The BCCI has also warned franchises about possible legal complications. Cases linked to sexual harassment or misconduct can carry serious consequences under Indian law.

That is why the board wants teams to act early. A private meeting in a hotel room can later become a claim, a leak, or a dispute. Public spaces reduce that risk.

For players, this means a more controlled life. They already travel constantly, train late, and live away from families. Now even personal meetings must pass through team systems.

It may feel intrusive. But the IPL is no longer a small cricket tournament. It is a high-profile, high-money, high-pressure industry. The rules around it now reflect that scale.

The dressing room gets guarded

The dressing room is the heart of a cricket team. It is where players argue, recover, plan, and sometimes sit silently after failure.

The BCCI wants that space protected. Unknown visitors cannot enter. Owners cannot walk in during matches to talk tactics. Team staff must keep access clean.

This is also about trust. Players need to know private conversations stay private. Coaches need to know their plans do not leak. Captains need space to lead without outside noise.

The IPL’s biggest strength is its openness. Fans feel close to players. Cameras capture warm-ups, celebrations, and dugout reactions. Social media turns every smile into a clip.

But too much access carries a cost. When everyone wants a selfie, message, or favour, the line between fan access and security risk gets thin.

That is the line the BCCI is now trying to redraw.

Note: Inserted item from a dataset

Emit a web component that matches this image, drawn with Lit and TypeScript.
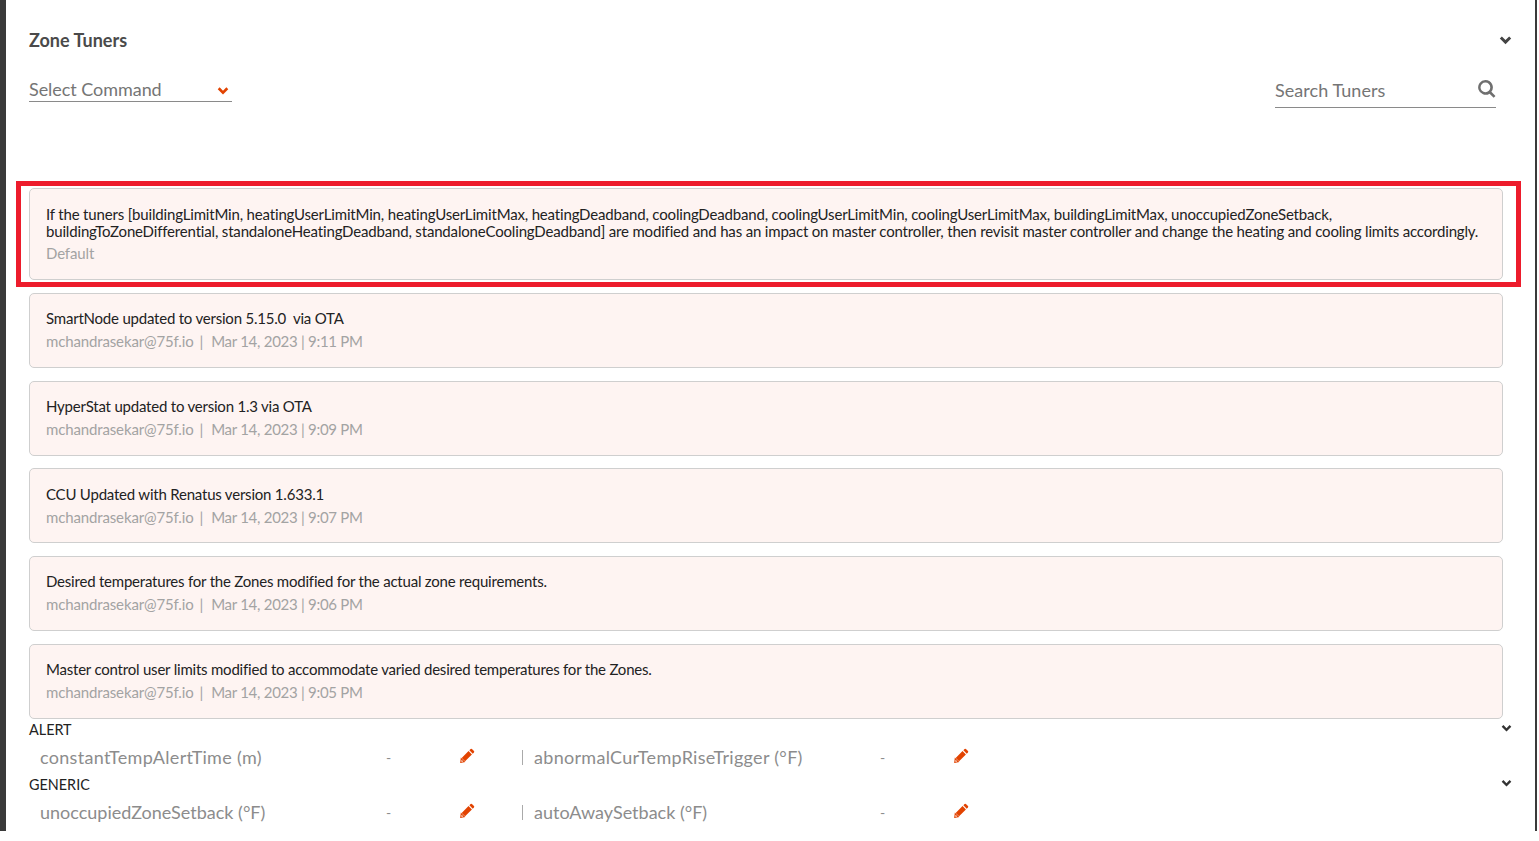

It wants the show to continue, but with tighter doors backstage.

For ordinary fans, this does not change the sixes, wickets, or late-night finishes. But it changes the hidden machinery that keeps the league clean. In the IPL, talent wins matches. Discipline protects careers. And this season, the board seems determined to remind everyone that one loose pass, one private visit, or one careless conversation can leave a mark long after the scoreboard resets.